■ PROBLEM REQUIREMENTS
Your task is to filter the data below down to the lines holding "this".

■ EXCERPTED RECORDS

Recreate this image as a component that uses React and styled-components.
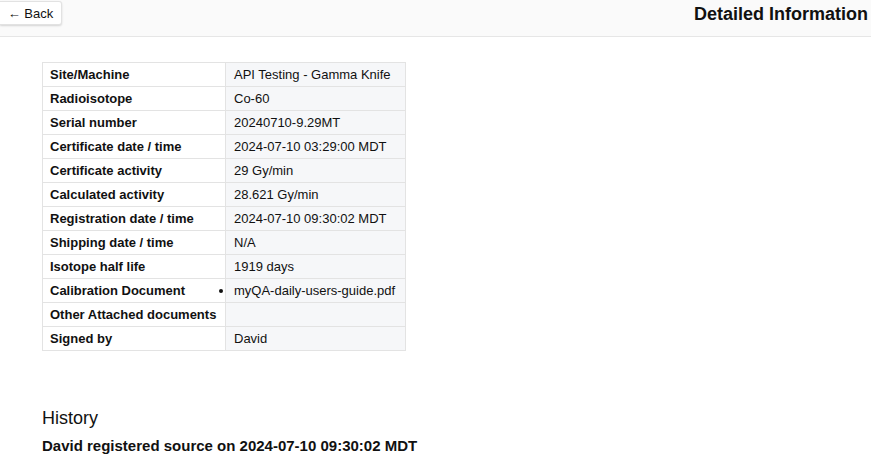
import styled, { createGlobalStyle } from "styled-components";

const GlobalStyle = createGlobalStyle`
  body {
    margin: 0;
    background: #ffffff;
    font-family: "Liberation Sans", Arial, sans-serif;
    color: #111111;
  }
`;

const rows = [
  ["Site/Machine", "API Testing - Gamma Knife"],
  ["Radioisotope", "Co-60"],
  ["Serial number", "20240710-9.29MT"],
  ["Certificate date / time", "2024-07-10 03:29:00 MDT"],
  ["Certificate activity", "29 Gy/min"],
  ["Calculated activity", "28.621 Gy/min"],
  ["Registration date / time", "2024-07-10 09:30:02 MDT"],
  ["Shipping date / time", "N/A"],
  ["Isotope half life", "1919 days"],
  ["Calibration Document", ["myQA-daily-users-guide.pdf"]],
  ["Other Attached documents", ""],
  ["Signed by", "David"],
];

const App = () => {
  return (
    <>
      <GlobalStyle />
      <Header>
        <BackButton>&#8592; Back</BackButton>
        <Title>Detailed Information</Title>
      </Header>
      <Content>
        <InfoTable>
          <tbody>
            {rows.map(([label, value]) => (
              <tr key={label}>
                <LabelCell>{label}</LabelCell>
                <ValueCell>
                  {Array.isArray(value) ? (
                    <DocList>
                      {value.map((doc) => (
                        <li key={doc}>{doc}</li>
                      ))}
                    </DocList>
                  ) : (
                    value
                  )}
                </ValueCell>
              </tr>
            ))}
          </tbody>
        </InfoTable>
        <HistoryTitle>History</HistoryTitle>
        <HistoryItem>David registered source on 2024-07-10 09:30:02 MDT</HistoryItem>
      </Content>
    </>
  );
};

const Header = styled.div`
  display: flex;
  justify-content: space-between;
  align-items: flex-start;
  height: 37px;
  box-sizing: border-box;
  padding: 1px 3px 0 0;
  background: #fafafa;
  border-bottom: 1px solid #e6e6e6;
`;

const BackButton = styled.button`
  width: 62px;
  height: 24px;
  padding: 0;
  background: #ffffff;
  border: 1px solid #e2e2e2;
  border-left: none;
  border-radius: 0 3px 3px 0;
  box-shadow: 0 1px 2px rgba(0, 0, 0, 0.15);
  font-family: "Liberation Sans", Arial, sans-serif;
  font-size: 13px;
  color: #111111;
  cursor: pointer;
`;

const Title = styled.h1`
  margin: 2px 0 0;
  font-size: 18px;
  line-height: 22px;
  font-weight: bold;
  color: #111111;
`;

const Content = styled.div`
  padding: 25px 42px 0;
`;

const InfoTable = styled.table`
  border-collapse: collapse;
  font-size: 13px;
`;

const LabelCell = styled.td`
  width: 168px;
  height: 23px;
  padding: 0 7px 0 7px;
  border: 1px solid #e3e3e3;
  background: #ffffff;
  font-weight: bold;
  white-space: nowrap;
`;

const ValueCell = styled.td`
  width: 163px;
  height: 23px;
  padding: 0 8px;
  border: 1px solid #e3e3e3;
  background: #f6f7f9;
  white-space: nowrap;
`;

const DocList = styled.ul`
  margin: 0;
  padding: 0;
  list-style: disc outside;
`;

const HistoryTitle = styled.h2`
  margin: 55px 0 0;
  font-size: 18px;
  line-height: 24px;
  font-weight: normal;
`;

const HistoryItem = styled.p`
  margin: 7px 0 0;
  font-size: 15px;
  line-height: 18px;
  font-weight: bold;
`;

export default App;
--
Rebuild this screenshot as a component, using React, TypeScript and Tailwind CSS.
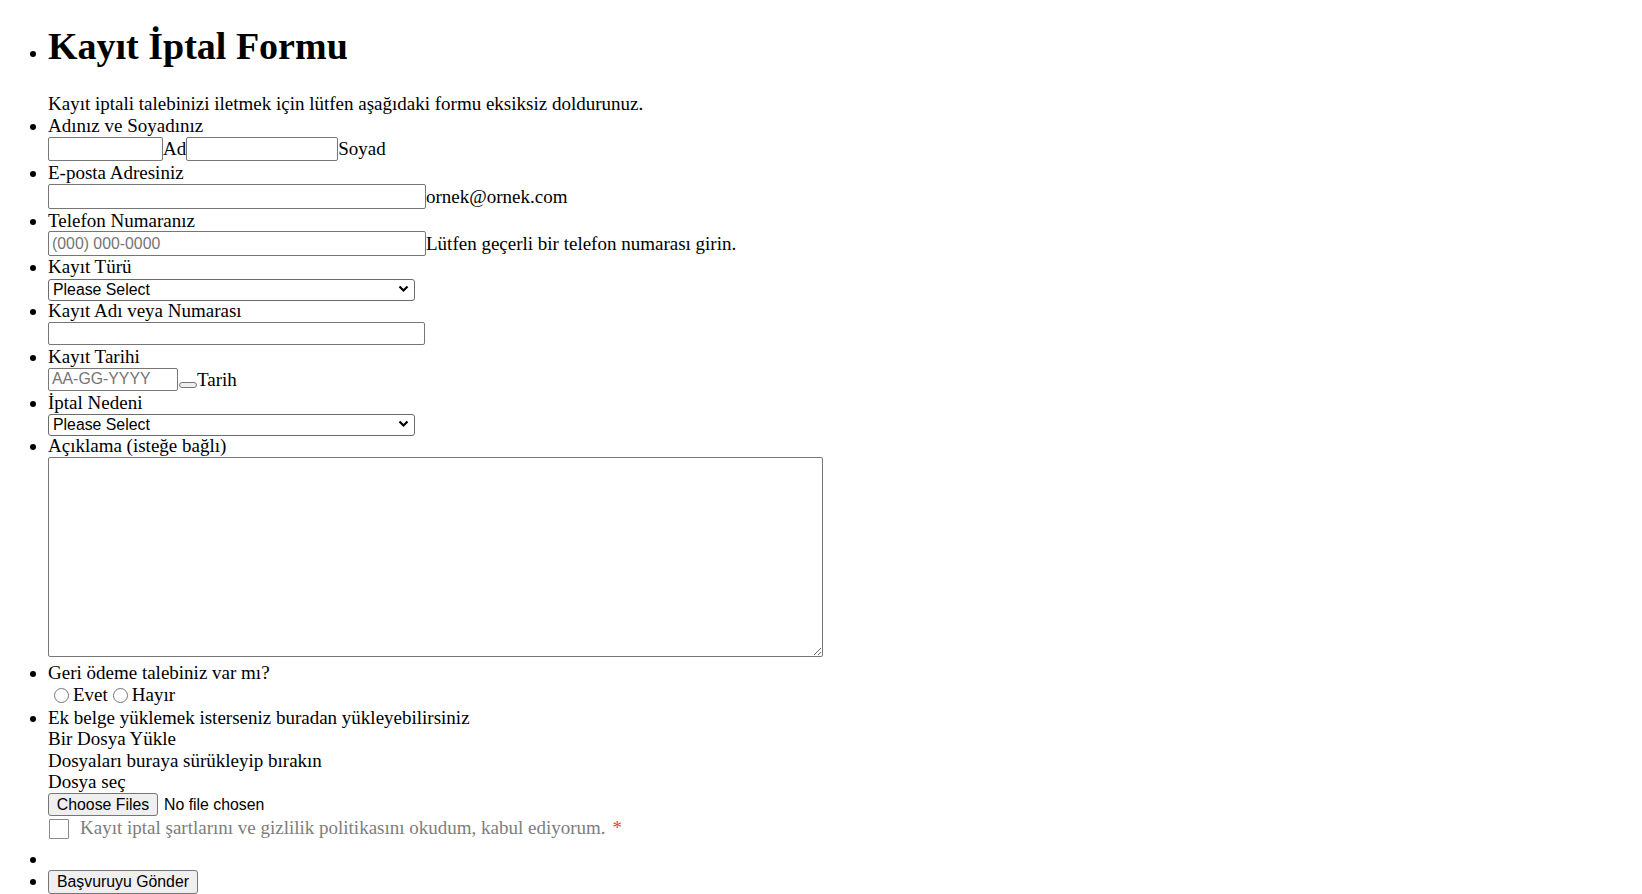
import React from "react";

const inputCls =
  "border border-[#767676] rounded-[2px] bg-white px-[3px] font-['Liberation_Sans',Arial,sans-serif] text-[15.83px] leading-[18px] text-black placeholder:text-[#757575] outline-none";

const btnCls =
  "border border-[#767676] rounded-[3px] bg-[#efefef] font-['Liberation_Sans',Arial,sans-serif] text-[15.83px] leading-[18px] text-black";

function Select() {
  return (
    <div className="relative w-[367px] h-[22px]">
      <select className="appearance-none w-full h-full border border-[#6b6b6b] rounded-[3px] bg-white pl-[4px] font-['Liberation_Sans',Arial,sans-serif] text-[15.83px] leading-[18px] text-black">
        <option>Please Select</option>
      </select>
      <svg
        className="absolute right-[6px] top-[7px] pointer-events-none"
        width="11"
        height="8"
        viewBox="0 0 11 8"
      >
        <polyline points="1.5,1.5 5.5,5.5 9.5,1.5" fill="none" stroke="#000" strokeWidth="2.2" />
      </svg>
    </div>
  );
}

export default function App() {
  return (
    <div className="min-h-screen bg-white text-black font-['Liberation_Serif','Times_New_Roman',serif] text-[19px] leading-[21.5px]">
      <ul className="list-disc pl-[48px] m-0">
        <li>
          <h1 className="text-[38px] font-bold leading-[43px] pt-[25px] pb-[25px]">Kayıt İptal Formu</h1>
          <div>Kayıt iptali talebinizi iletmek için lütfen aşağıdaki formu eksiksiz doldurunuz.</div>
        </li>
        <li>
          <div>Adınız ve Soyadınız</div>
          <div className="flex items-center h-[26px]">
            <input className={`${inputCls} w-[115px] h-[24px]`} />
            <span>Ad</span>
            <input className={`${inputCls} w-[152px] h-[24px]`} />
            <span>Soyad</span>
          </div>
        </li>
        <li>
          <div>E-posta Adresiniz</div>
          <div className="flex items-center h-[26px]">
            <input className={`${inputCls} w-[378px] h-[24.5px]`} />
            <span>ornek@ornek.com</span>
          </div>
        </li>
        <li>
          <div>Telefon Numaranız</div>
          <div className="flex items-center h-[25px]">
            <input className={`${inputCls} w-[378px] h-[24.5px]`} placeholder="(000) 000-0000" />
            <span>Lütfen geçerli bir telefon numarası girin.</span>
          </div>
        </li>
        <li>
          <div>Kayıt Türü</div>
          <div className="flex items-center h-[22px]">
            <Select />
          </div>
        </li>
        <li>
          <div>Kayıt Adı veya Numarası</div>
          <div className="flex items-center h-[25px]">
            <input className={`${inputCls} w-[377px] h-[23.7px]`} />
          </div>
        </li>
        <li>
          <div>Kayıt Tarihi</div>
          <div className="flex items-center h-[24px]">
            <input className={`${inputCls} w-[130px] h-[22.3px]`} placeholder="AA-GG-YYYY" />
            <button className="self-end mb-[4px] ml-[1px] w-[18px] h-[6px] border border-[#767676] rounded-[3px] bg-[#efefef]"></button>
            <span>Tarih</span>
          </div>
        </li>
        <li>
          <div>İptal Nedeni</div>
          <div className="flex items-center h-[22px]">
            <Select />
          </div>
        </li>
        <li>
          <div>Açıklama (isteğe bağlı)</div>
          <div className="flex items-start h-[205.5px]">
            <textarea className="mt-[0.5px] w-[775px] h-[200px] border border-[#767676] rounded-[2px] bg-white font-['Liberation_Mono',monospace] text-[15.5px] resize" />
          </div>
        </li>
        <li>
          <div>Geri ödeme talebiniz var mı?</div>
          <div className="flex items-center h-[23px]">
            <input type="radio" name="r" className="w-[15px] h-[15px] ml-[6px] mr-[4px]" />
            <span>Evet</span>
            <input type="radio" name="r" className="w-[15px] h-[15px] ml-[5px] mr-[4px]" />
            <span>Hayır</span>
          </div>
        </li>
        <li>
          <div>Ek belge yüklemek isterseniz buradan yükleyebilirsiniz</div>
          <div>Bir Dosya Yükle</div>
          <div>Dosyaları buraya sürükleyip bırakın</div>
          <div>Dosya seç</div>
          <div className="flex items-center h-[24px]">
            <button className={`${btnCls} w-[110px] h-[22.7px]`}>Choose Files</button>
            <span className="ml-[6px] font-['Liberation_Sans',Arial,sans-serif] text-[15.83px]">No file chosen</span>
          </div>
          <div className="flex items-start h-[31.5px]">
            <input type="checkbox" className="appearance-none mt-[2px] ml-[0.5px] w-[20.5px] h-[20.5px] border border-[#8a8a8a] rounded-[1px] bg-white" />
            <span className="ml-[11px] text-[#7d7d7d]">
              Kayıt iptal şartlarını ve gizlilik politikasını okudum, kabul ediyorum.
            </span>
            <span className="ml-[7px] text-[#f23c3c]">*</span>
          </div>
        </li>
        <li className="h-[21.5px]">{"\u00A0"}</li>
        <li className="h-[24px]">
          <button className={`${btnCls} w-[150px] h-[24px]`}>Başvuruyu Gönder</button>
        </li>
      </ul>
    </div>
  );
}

■ REPLY TO THE EXERCISE
Recreate this image as a component that uses React and styled-components.
Rebuild this screenshot as a component, using React, TypeScript and Tailwind CSS.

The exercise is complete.